■ Data extract ■
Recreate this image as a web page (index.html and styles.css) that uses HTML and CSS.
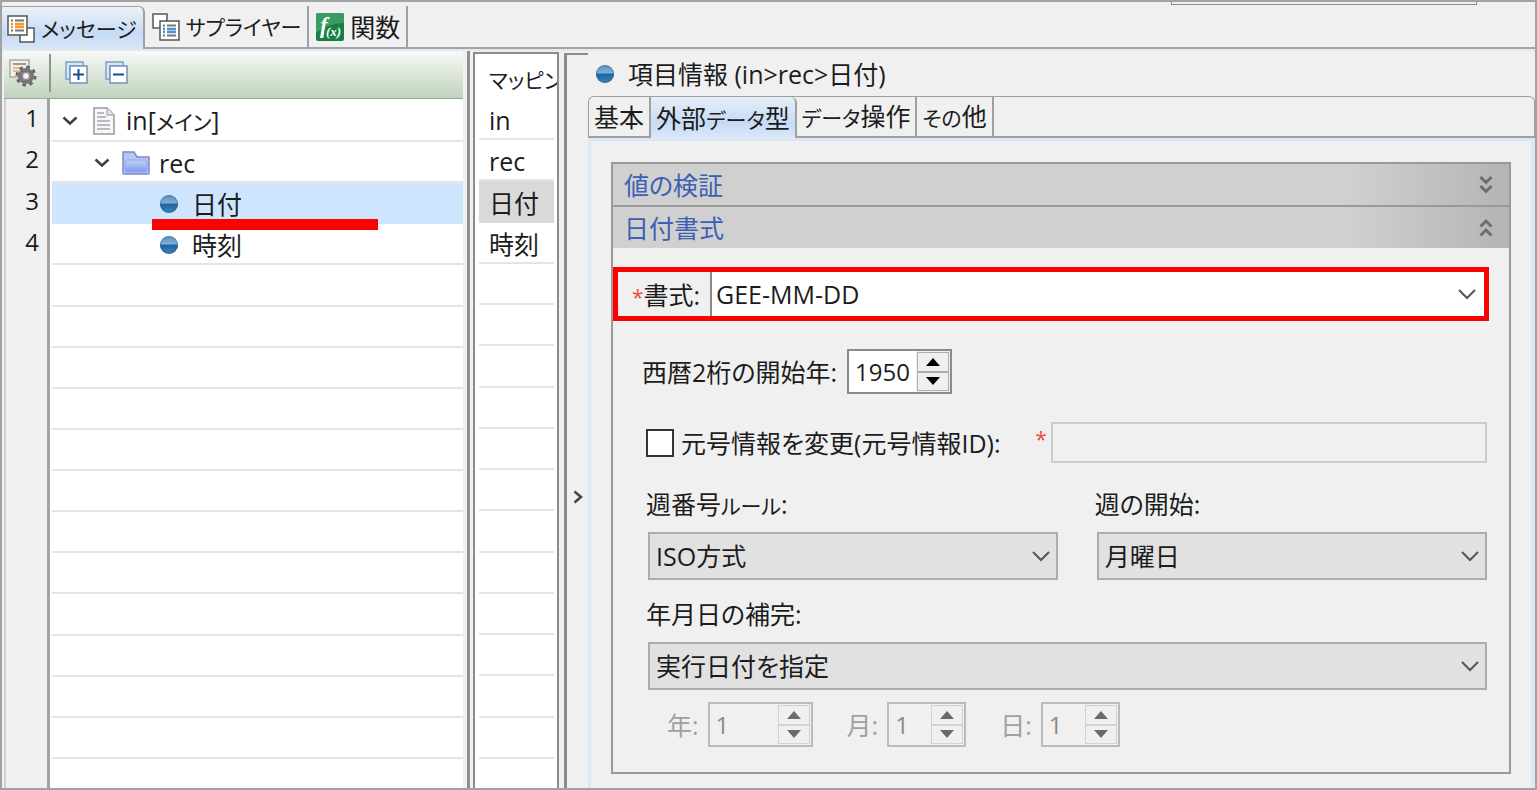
FILE: index.html
```html
<!DOCTYPE html>
<html lang="ja">
<head>
    <meta charset="UTF-8">
    <meta name="viewport" content="width=device-width, initial-scale=1.0">
    <title>項目情報</title>
    <link rel="stylesheet" href="styles.css">
</head>
<body>
    <div class="window">
        <!-- View tabs -->
        <div class="view-tabs">
            <button class="view-tab active">
                <svg width="28" height="28" viewBox="0 0 28 28">
                    <rect x="13" y="13" width="14" height="14" fill="#fff" stroke="#555" stroke-width="1.5"/>
                    <rect x="1" y="1" width="19" height="19" fill="#fff" stroke="#555" stroke-width="1.5"/>
                    <path d="M4 5.500h2M8 5.500h9M4 15.500h2M8 15.500h9" stroke="#777" stroke-width="2"/>
                    <path d="M4 9h2M8 9h9M4 12h2M8 12h9" stroke="#f09a2c" stroke-width="2.500"/>
                </svg>
                <span class="kana">メッセージ</span>
            </button>
            <button class="view-tab">
                <svg width="28" height="28" viewBox="0 0 28 28">
                    <rect x="1" y="1" width="14" height="14" fill="#fff" stroke="#555" stroke-width="1.5"/>
                    <rect x="8" y="8" width="19" height="19" fill="#fff" stroke="#555" stroke-width="1.5"/>
                    <path d="M11 12.500h2M15 12.500h9M11 22.500h2M15 22.500h9" stroke="#777" stroke-width="2"/>
                    <path d="M11 16h2M15 16h9M11 19h2M15 19h9" stroke="#4e93d2" stroke-width="2.500"/>
                </svg>
                <span class="kana">サプライヤー</span>
            </button>
            <button class="view-tab">
                <svg width="28" height="28" viewBox="0 0 28 28">
                    <rect width="28" height="28" rx="2" fill="#158045"/>
                    <path d="M0 2q0-2 2-2h24q2 0 2 2v8Q12 10 0 20z" fill="#3a9c62"/>
                    <text x="4" y="20" class="fx">f</text>
                    <text x="10" y="23" class="fx-arg">(x)</text>
                </svg>
                関数
            </button>
            <span class="search-edge"></span>
        </div>

        <div class="workspace">
            <!-- Message tree -->
            <section class="tree-pane">
                <div class="toolbar">
                    <button class="tool" aria-label="設定">
                        <svg width="28" height="28" viewBox="0 0 28 28">
                            <path d="M1 1h19v17H1z" fill="#f3f0ea" stroke="#aaa" stroke-width="1.500"/>
                            <path d="M4 5h13" stroke="#999" stroke-width="2"/>
                            <path d="M4 9h8M4 12h6" stroke="#e3bd7c" stroke-width="2"/>
                            <circle cx="17" cy="17" r="9" fill="none" stroke="#666" stroke-width="3" stroke-dasharray="3.500 3.568"/>
                            <circle cx="17" cy="17" r="6" fill="#ddd" stroke="#777" stroke-width="4"/>
                            <circle cx="17" cy="17" r="3.500" fill="#f4f4f4" stroke="#777"/>
                        </svg>
                    </button>
                    <span class="tool-line"></span>
                    <button class="tool" aria-label="すべて展開">
                        <svg width="24" height="24" viewBox="0 0 24 24">
                            <path d="M1 18V1h17v4H5v13z" fill="#d9e8f7" stroke="#7f9fc6" stroke-width="1.500"/>
                            <rect x="5" y="5" width="17" height="17" fill="#fff" stroke="#7191bb" stroke-width="1.500"/>
                            <path d="M8 13.500h11M13.500 8v11" stroke="#164f8a" stroke-width="2"/>
                        </svg>
                    </button>
                    <button class="tool" aria-label="すべて折りたたむ">
                        <svg width="24" height="24" viewBox="0 0 24 24">
                            <path d="M1 18V1h17v4H5v13z" fill="#d9e8f7" stroke="#7f9fc6" stroke-width="1.500"/>
                            <rect x="5" y="5" width="17" height="17" fill="#fff" stroke="#7191bb" stroke-width="1.500"/>
                            <path d="M8 13.500h11" stroke="#164f8a" stroke-width="2"/>
                        </svg>
                    </button>
                </div>
                <div class="tree-body">
                    <div class="gutter rows">
                        <div>1</div><div>2</div><div>3</div><div>4</div>
                        <div></div><div></div><div></div><div></div><div></div><div></div>
                        <div></div><div></div><div></div><div></div><div></div><div></div>
                        <div class="rest"></div>
                    </div>
                    <div class="tree rows">
                        <div class="node level-1">
                            <svg class="twisty" width="16" height="10" viewBox="0 0 16 10"><path d="M1.500 1.500L8 7.500l6.500-6" fill="none" stroke="#404040" stroke-width="2.500"/></svg>
                            <svg class="doc" width="22" height="28" viewBox="0 0 22 28">
                                <path d="M1 1h13l7 7v19H1z" fill="#f7f7f9" stroke="#999" stroke-width="1.500"/>
                                <path d="M14 1v7h7" fill="#e4e4e8" stroke="#999"/>
                                <path d="M4 6h7M4 10h9M4 14h13M4 18h13M4 22h13" stroke="#a5a5ad" stroke-width="1.500"/>
                            </svg>
                            <span>in[<span class="kana">メイン</span>]</span>
                        </div>
                        <div class="node level-2">
                            <svg class="twisty" width="16" height="10" viewBox="0 0 16 10"><path d="M1.500 1.500L8 7.500l6.500-6" fill="none" stroke="#404040" stroke-width="2.500"/></svg>
                            <svg class="folder" width="28" height="24" viewBox="0 0 28 24">
                                <defs>
                                    <linearGradient id="folderFill" x1="0" y1="0" x2="0" y2="1">
                                        <stop offset="0" stop-color="#c3d2fa"/>
                                        <stop offset="1" stop-color="#7d9ceb"/>
                                    </linearGradient>
                                </defs>
                                <path d="M1 22V1h11l3 5h12v16q0 1-1 1H2q-1 0-1-1z" fill="#b9c6f5" stroke="#8087c8" stroke-width="1.500"/>
                                <rect x="3" y="9" width="22" height="12" rx="2" fill="url(#folderFill)" stroke="#91a6ea"/>
                            </svg>
                            rec
                        </div>
                        <div class="node level-3 selected"><span class="ball"></span>日付<span class="mark"></span></div>
                        <div class="node level-3"><span class="ball"></span>時刻</div>
                        <div></div><div></div><div></div><div></div><div></div><div></div>
                        <div></div><div></div><div></div><div></div><div></div><div></div>
                        <div class="rest"></div>
                    </div>
                </div>
            </section>

            <!-- Mapping column -->
            <section class="map-pane">
                <div class="map-head"><span class="kana">マッピング</span></div>
                <div class="map rows">
                    <div>in</div>
                    <div>rec</div>
                    <div class="selected">日付</div>
                    <div>時刻</div>
                    <div></div><div></div><div></div><div></div><div></div><div></div>
                    <div></div><div></div><div></div><div></div><div></div><div></div>
                    <div class="rest"></div>
                </div>
            </section>

            <button class="sash" aria-label="開閉">
                <svg width="10" height="14" viewBox="0 0 10 14"><path d="M1.500 1.500L8 7l-6.500 5.500" fill="none" stroke="#444" stroke-width="2.500"/></svg>
            </button>

            <!-- Item details -->
            <section class="detail">
                <h1 class="detail-title"><span class="ball"></span>項目情報 (in&gt;rec&gt;日付)</h1>
                <div class="tabs">
                    <button class="tab">基本</button>
                    <button class="tab active">外部<span class="kana">データ</span>型</button>
                    <button class="tab"><span class="kana">データ</span>操作</button>
                    <button class="tab"><span class="kana">その</span>他</button>
                </div>
                <div class="tab-body">
                    <div class="group">
                        <button class="section">
                            値の検証
                            <svg width="14" height="20" viewBox="0 0 14 20"><path d="M1.500 2L7 7.500 12.500 2M1.500 11L7 16.500l5.500-5.500" fill="none" stroke="#6e6e6e" stroke-width="3"/></svg>
                        </button>
                        <button class="section">
                            日付書式
                            <svg width="14" height="20" viewBox="0 0 14 20"><path d="M1.500 8.500L7 3l5.500 5.500M1.500 17.500L7 12l5.500 5.500" fill="none" stroke="#6e6e6e" stroke-width="3"/></svg>
                        </button>

                        <div class="format-row">
                            <label for="format"><span class="required">*</span>書式:</label>
                            <div class="combo">
                                <select id="format" class="editable"><option>GEE-MM-DD</option></select>
                                <svg width="18" height="11" viewBox="0 0 18 11"><path d="M1 1l8 8 8-8" fill="none" stroke="#555" stroke-width="2"/></svg>
                            </div>
                        </div>

                        <div class="form">
                            <div class="line year-line">
                                <label for="startYear">西暦2桁の開始年:</label>
                                <div class="spinner">
                                    <input type="number" id="startYear" class="w-year" value="1950">
                                    <div class="steps">
                                        <button aria-label="増やす"><svg width="14" height="8" viewBox="0 0 14 8"><path d="M0 8l7-8 7 8z"/></svg></button>
                                        <button aria-label="減らす"><svg width="14" height="8" viewBox="0 0 14 8"><path d="M0 0l7 8 7-8z"/></svg></button>
                                    </div>
                                </div>
                            </div>

                            <div class="line era-line">
                                <input type="checkbox" id="era" class="check">
                                <label for="era">元号情報を変更(元号情報ID):</label>
                                <span class="required era-required">*</span>
                                <input type="text" class="era-id" aria-label="元号情報ID" disabled>
                            </div>

                            <div class="pair">
                                <div>
                                    <label class="caption" for="weekRule">週番号<span class="kana">ルール</span>:</label>
                                    <div class="combo">
                                        <select id="weekRule"><option>ISO方式</option></select>
                                        <svg width="18" height="11" viewBox="0 0 18 11"><path d="M1 1l8 8 8-8" fill="none" stroke="#555" stroke-width="2"/></svg>
                                    </div>
                                </div>
                                <div>
                                    <label class="caption" for="weekStart">週の開始:</label>
                                    <div class="combo">
                                        <select id="weekStart"><option>月曜日</option></select>
                                        <svg width="18" height="11" viewBox="0 0 18 11"><path d="M1 1l8 8 8-8" fill="none" stroke="#555" stroke-width="2"/></svg>
                                    </div>
                                </div>
                            </div>

                            <div class="fill-line">
                                <label class="caption" for="fillRule">年月日の補完:</label>
                                <div class="combo">
                                    <select id="fillRule"><option>実行日付を指定</option></select>
                                    <svg width="18" height="11" viewBox="0 0 18 11"><path d="M1 1l8 8 8-8" fill="none" stroke="#555" stroke-width="2"/></svg>
                                </div>
                            </div>

                            <div class="line date-line">
                                <label for="fillYear">年:</label>
                                <div class="spinner disabled">
                                    <input type="number" id="fillYear" class="w-year" value="1" disabled>
                                    <div class="steps">
                                        <button aria-label="増やす" disabled><svg width="14" height="8" viewBox="0 0 14 8"><path d="M0 8l7-8 7 8z"/></svg></button>
                                        <button aria-label="減らす" disabled><svg width="14" height="8" viewBox="0 0 14 8"><path d="M0 0l7 8 7-8z"/></svg></button>
                                    </div>
                                </div>
                                <label for="fillMonth">月:</label>
                                <div class="spinner disabled">
                                    <input type="number" id="fillMonth" class="w-day" value="1" disabled>
                                    <div class="steps">
                                        <button aria-label="増やす" disabled><svg width="14" height="8" viewBox="0 0 14 8"><path d="M0 8l7-8 7 8z"/></svg></button>
                                        <button aria-label="減らす" disabled><svg width="14" height="8" viewBox="0 0 14 8"><path d="M0 0l7 8 7-8z"/></svg></button>
                                    </div>
                                </div>
                                <label for="fillDay">日:</label>
                                <div class="spinner disabled">
                                    <input type="number" id="fillDay" class="w-day" value="1" disabled>
                                    <div class="steps">
                                        <button aria-label="増やす" disabled><svg width="14" height="8" viewBox="0 0 14 8"><path d="M0 8l7-8 7 8z"/></svg></button>
                                        <button aria-label="減らす" disabled><svg width="14" height="8" viewBox="0 0 14 8"><path d="M0 0l7 8 7-8z"/></svg></button>
                                    </div>
                                </div>
                            </div>
                        </div>
                    </div>
                </div>
            </section>
        </div>
    </div>
</body>
</html>
```
FILE: styles.css
```css
/* Global Styles */
* {
    box-sizing: border-box;
}

body {
    margin: 0;
    background-color: #f0f0f0;
}

body, button, input, select {
    font-family: "Open Sans", "Noto Sans CJK JP", sans-serif;
    font-size: 25px;
    font-feature-settings: "palt";
    line-height: 36px;
    color: #1c1c1c;
}

button {
    padding: 0;
    border: none;
    background: none;
    cursor: pointer;
}

svg {
    display: block;
    flex: none;
}

/* Katakana is set smaller than the kanji beside it */
.kana {
    font-size: 21px;
}

.window {
    display: flex;
    flex-direction: column;
    height: 100vh;
    min-height: 780px;
    border: 2px solid #a2a2a2;
}

/* View tabs */
.view-tabs {
    display: flex;
    height: 47px;
    padding-top: 4px;
    border-bottom: 2px solid #a0a5ad;
}

.view-tab {
    display: flex;
    align-items: center;
    gap: 6px;
    padding: 0 6px 0 7px;
    border-right: 2px solid #a0a0a0;
    white-space: nowrap;
}

.view-tab.active {
    height: 45px;
    padding-left: 5px;
    border-top: 1px solid #a0a0a0;
    border-top-right-radius: 6px;
    background: linear-gradient(#edf2f9, #c5dbf5 60%, #dbe8f8);
}

.fx {
    font: italic bold 23px "Liberation Serif", serif;
    fill: #fff;
}

.fx-arg {
    font: italic bold 13px "Liberation Serif", serif;
    fill: #fff;
}

/* Lower edge of the search box above the tabs */
.search-edge {
    width: 306px;
    height: 3px;
    margin: -4px 58px 0 auto;
    border: 1px solid #8c8c8c;
    border-top: none;
}

/* Workspace */
.workspace {
    display: flex;
    flex: 1;
    min-height: 0;
    border-top: 2px solid #e1e9f1;
}

.tree-pane {
    display: flex;
    flex-direction: column;
    width: 468px;
    padding: 0 4px 0 2px;
    border-right: 3px solid #8f8f8f;
}

.toolbar {
    display: flex;
    align-items: center;
    gap: 16px;
    height: 48px;
    padding: 0 5px 4px;
    border-bottom: 1px solid #9ca79b;
    background: linear-gradient(#f8faf8, #dce6da 50%, #c0d3bd);
}

.tool-line {
    width: 2px;
    height: 38px;
    margin-left: -4px;
    margin-right: -2px;
    background-color: #8d958c;
}

.tree-body {
    display: flex;
    flex: 1;
}

/* Sixteen full rows and the cut-off one below them */
.rows {
    display: flex;
    flex-direction: column;
}

.rows > div {
    display: flex;
    flex: 3 1 0;
    align-items: center;
    padding-top: 3px;
    border-bottom: 2px solid #e4e4e4;
    white-space: nowrap;
}

.rows > .rest {
    flex-grow: 2;
    border-bottom-color: transparent;
}

.gutter {
    width: 46px;
    padding-right: 8px;
    border-right: 3px solid #a3a3a3;
    border-left: 2px solid #d0d0d0;
    font-size: 24px;
}

.gutter.rows > div {
    justify-content: flex-end;
    padding: 1px 0 2px;
    border-bottom-color: transparent;
}

.tree {
    flex: 1;
    padding-left: 2px;
    background-color: #fff;
}

.node {
    position: relative;
}

.level-1 {
    padding-left: 10px;
}

.level-2 {
    padding-left: 42px;
}

.level-3 {
    padding-left: 108px;
}

.twisty {
    margin-right: 15px;
}

.level-2 .twisty {
    margin-right: 12px;
}

.doc {
    margin-right: 11px;
}

.folder {
    margin-right: 9px;
}

.rows > .node.selected {
    border-color: #cde6fe;
    background-color: #cde6fe;
}

.ball {
    flex: none;
    width: 18px;
    height: 18px;
    border-radius: 50%;
    background: linear-gradient(#5f8fba, #7fb0d8 45%, #1f639c 50%, #3d84bd);
    box-shadow: inset 0 0 2px #1d5488;
}

.node .ball {
    margin-right: 14px;
}

.mark {
    position: absolute;
    z-index: 1;
    left: 100px;
    bottom: -8px;
    width: 226px;
    height: 11px;
    background-color: #fe0000;
}

/* Mapping column */
.map-pane {
    display: flex;
    flex-direction: column;
    width: 86px;
    margin: 1px 0 0 3px;
    border: 2px solid #8c8c8c;
    border-bottom: none;
    background-color: #fff;
    overflow: hidden;
}

.map-head {
    width: 82px;
    height: 45px;
    padding: 6px 0 0 14px;
    overflow: hidden;
    white-space: nowrap;
}

.map {
    flex: 1;
    padding: 0 3px 0 4px;
}

.map.rows > div {
    padding-left: 10px;
}

.map.rows > .selected {
    border-color: #d9d9d9;
    background-color: #d9d9d9;
}

.sash {
    display: flex;
    align-items: center;
    justify-content: center;
    width: 24px;
    margin: 2px 0 0 5px;
    padding: 150px 0 0;
    border-left: 3px solid #8c8c8c;
    border-top: 2px solid #8c8c8c;
}

/* Item details */
.detail {
    display: flex;
    flex: 1;
    flex-direction: column;
    min-width: 0;
}

.detail-title {
    display: flex;
    align-items: center;
    gap: 14px;
    height: 46px;
    margin: 0;
    padding: 2px 8px 0;
    font-size: 25px;
    font-weight: normal;
}

.tabs {
    display: flex;
    height: 42px;
    margin-top: 2px;
    border: 1px solid #a0a0a0;
    border-bottom-width: 2px;
    border-radius: 6px 6px 0 0;
}

.tab {
    padding: 1px 5px 0;
    border-right: 2px solid #a0a0a0;
    white-space: nowrap;
}

.tab.active {
    height: 42px;
    border-top-right-radius: 6px;
    background: linear-gradient(#e8eff8, #c5dbf5 60%, #dbe8f8);
}

.tab-body {
    flex: 1;
    padding: 21px 20px 14px;
    border: solid #dce8f3;
    border-width: 3px 4px 0 3px;
}

.group {
    border: 2px solid #999;
}

.section {
    display: flex;
    align-items: center;
    justify-content: space-between;
    width: 100%;
    height: 41px;
    padding: 0 16px 0 11px;
    background: linear-gradient(90deg, #d0d0d0 82%, #b4b4b4);
    color: #3d5fb5;
}

.section + .section {
    height: 43px;
    border-top: 2px solid #999;
}

.format-row {
    display: flex;
    height: 54px;
    margin: 19px 20px 0 0;
    border: 5px solid #fe0000;
}

.format-row label {
    width: 92px;
    padding: 5px 0 0 14px;
    white-space: nowrap;
}

.required {
    font-size: 21px;
    color: #f04848;
}

.format-row .combo {
    flex: 1;
}

/* Drop-downs */
.combo {
    position: relative;
}

.combo select {
    display: block;
    width: 100%;
    height: 48px;
    padding: 0 40px 0 6px;
    border: 2px solid #adadad;
    border-radius: 0;
    background-color: #e1e1e1;
    appearance: none;
}

.combo .editable {
    height: 44px;
    padding-left: 4px;
    border: none;
    border-left: 2px solid #888;
    background-color: #fff;
}

.combo svg {
    position: absolute;
    top: 50%;
    right: 8px;
    margin-top: -5px;
    pointer-events: none;
}

.form {
    padding: 28px 22px 25px 35px;
}

.line {
    display: flex;
    align-items: center;
    white-space: nowrap;
}

.year-line {
    gap: 10px;
    margin-left: -6px;
}

/* Number boxes */
.spinner {
    display: flex;
    height: 45px;
    border: 2px solid #8a8a8a;
    background-color: #fff;
}

.spinner input {
    padding: 0 0 0 6px;
    border: none;
    background: none;
    font-size: 24px;
    appearance: textfield;
}

.spinner input::-webkit-inner-spin-button {
    display: none;
}

.w-year {
    width: 67px;
}

.w-day {
    width: 41px;
}

.steps {
    display: flex;
    flex-direction: column;
    width: 34px;
    padding: 1px;
    background-color: #f0f0f0;
}

.steps button {
    display: flex;
    flex: 1;
    align-items: center;
    justify-content: center;
    border: 1px solid #adadad;
}

.spinner.disabled {
    border-color: #bbb;
    background-color: #f0f0f0;
}

.spinner.disabled input {
    color: #8a8a8a;
}

.spinner.disabled .steps button {
    border-color: #d2d2d2;
}

.spinner.disabled svg {
    fill: #6b6b6b;
}

.era-line {
    height: 41px;
    margin-top: 28px;
}

.check {
    flex: none;
    width: 28px;
    height: 28px;
    margin: 0 7px 0 -2px;
    border: 2px solid #333;
    background-color: #fff;
    appearance: none;
}

.check:checked {
    background-color: #3d5fb5;
}

.era-required {
    margin: 0 4px 8px auto;
}

.era-id {
    width: 52%;
    height: 41px;
    border: 2px solid #ccc;
    background-color: #f0f0f0;
}

.pair {
    display: grid;
    grid-template-columns: 21fr 20fr;
    gap: 39px;
    margin-top: 23px;
}

.caption {
    display: block;
    height: 46px;
    margin-left: -2px;
}

.fill-line {
    margin-top: 16px;
}

.date-line {
    margin: 12px 0 0 19px;
    color: #a0a0a0;
}

.date-line label {
    margin-right: 9px;
}

.date-line .spinner {
    margin-right: 34px;
}
```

■ What you should do ■
Pull out every line in the material above where "index" occurs.

■ Written solution ■
Recreate this image as a web page (index.html and styles.css) that uses HTML and CSS.
FILE: index.html
    z-index: 1;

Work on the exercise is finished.